Per quanto concerne il comparto grafico, l’adozione della pixel art è assai apprezzabile e ben curata, e nonostante forse non si sposi perfettamente con lo stile artistico utilizzato per trailer, cut scene in game e caratterizzazione dell’interessante personaggio, risulta comunque molto più che gradevole. Un discorso a parte va affrontato sulle animazioni di ogni creatura dell’universo di gioco: i movimenti fluidi e scoordinati del protagonista e dei suoi predatori infatti, da una parte riescono ad approfondire tutto il comparto visivo con una nota di carattere “disturbante” che si sposa perfettamente con l’ambiente minaccioso, ma dall’altra ricordano troppo delle meccaniche “Rag-Doll”, che permetteranno movimenti scomodi e innaturali, tanto utili a favorire i nostri nemici quanto dannosi per noi che ci ritroveremo spesso rallentati nella fuga.
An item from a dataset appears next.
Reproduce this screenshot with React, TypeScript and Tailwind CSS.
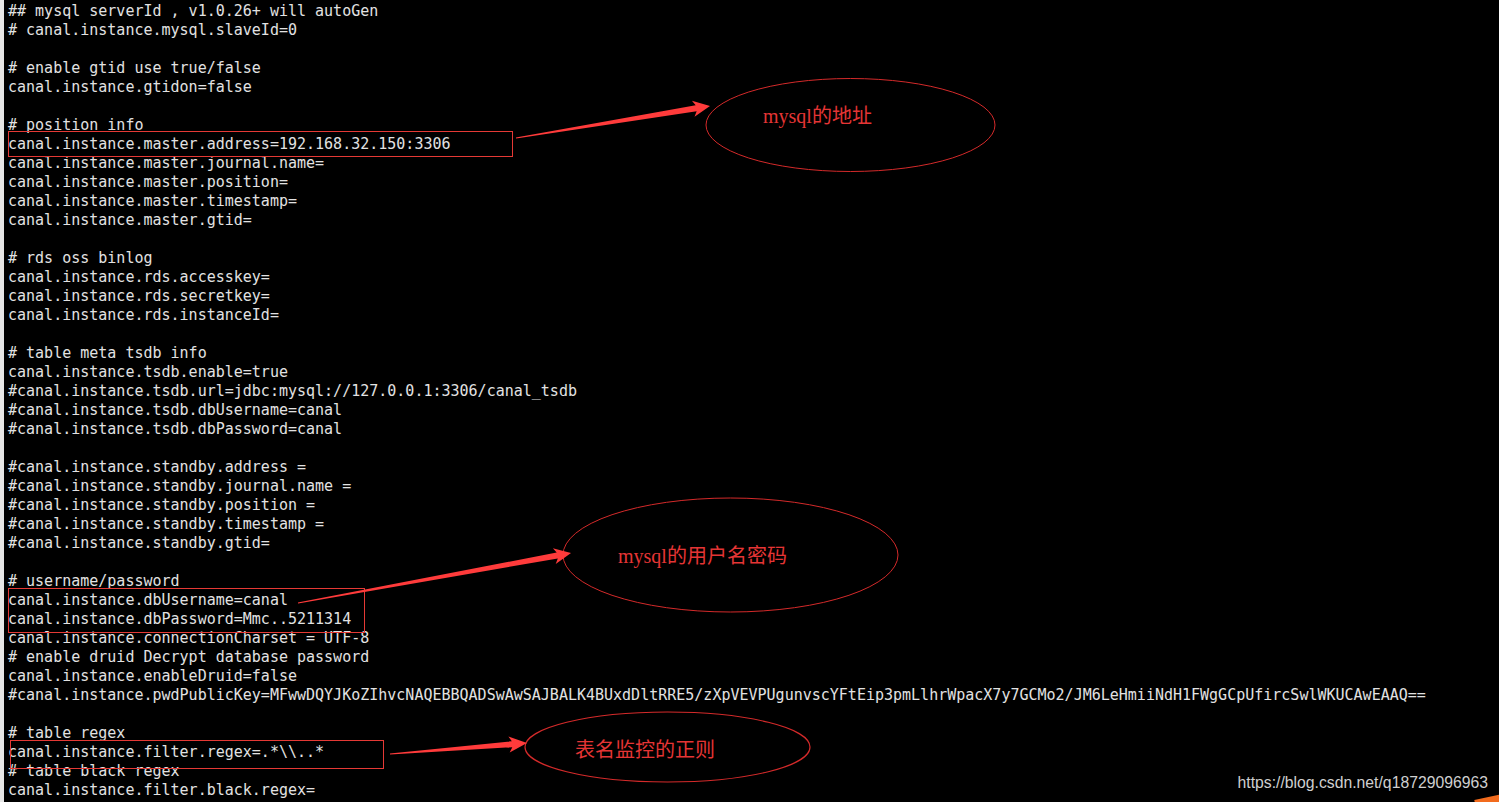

La colonna sonora di Rain Word è spiccatamente minimalista, il che favorirebbe ulteriormente la percezione di un ambiente desolato e ostile: un idea encomiabile, che però purtroppo fallisce, facendo risultare alla lunga la Soundtrack solamente noiosa e priva della capacità di colpire il cuore del giocatore, anche nei momenti di maggiore concitazione per il brivido della caccia a nostre spese.
In conclusione il titolo di Videocult risulta comunque un gioco assai riuscito e meritevole di un’abbondante sufficienza: nonostante i difetti che innegabilmente mostra il titolo riesce a divertire, assuefare e trasportare in un mondo che non abbiamo tempo, per quanto magnifico, di contemplare.
Durante i suoi canti notturni, il Gattocertola errante per il mondo delle piogge non potrà assolutamente permettersi di disquisire con la Natura, di chiederle perché sia così aspro il cammino che lo attende, di domandare perché si accanisca lei sui suoi figli.
Potrà solo correre più veloce degli altri, lottare, difendersi e fuggire dalla pioggia.